Sammy

48″x48″, acrylic on canvas, Limited Edition Prints available

Early in the summer of 2017, I was crouched down on my kitchen floor, swamped with anxiety, looking upwards from the bottom left corner of my black gessoed four-foot by four-foot canvas, towards the 576 two-inch squares I had drawn in white colored pencil which were looming over me, waiting to be filled with abstract color.
The fact is… I had wanted to use a particular photo of my huge white cat Sammy, hiding behind a hollyhock leaf in our front yard in El Portal, for quite some time. I’d done grid paintings before; this canvas, however, was to be the largest yet. I fumbled with uncertainty at the first few squares, thinking of the several hundred to come. I couldn’t breathe. Then I said, “You know what? This is happening. I made this decision, and I am fully capable of doing whatever it takes to make this project a reality. The saying ‘A journey of a thousand miles begins with a single step’, is absolutely true – and I have already begun.”
Eventually, I pulled it together. The key is to start – it’s the doing that gets it done.
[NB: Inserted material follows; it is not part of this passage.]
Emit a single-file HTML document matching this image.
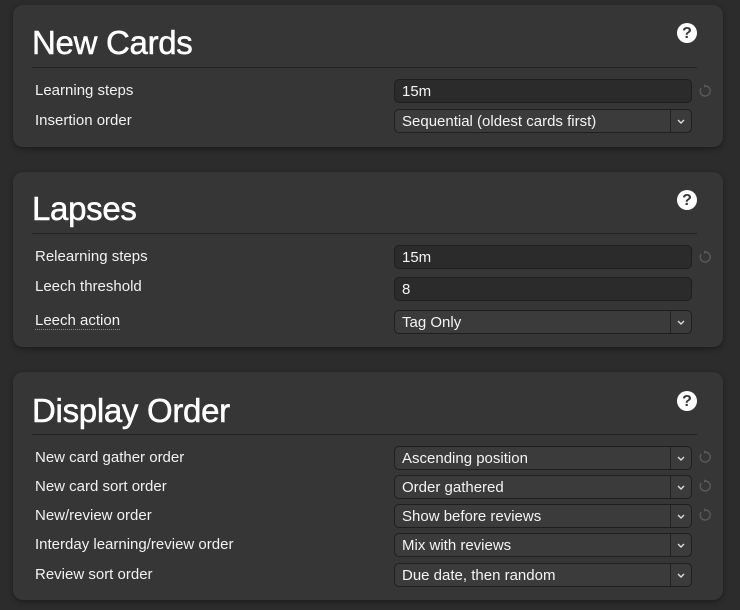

Over the next six months, I worked on four to five individually-designed abstract squares per day. Upon reaching the final top right corner, I turned around and continued painting, working my way back down, adding multiple layers of thick opaque color, as well as glazing. The second series of layers relied much more on iridescent and interference colors, as well as gold, silver, and pearlescent white.
When grid painting, I focus on small, basic, abstract designs; knowing that I am following a larger plan and that each unit of pattern contributes to the whole. It is a romance of symmetry and asymmetry. Building the future brick-by-brick, square-by-square, one step, one brush stroke, one rhythmic unit of pattern at a time – following the structured format fulfills the need to create a solid and cohesive finished product – with slow steady perseverance.
I am totally happy with how this canvas turned out. Sometimes I still get a little vertigo when I look at it.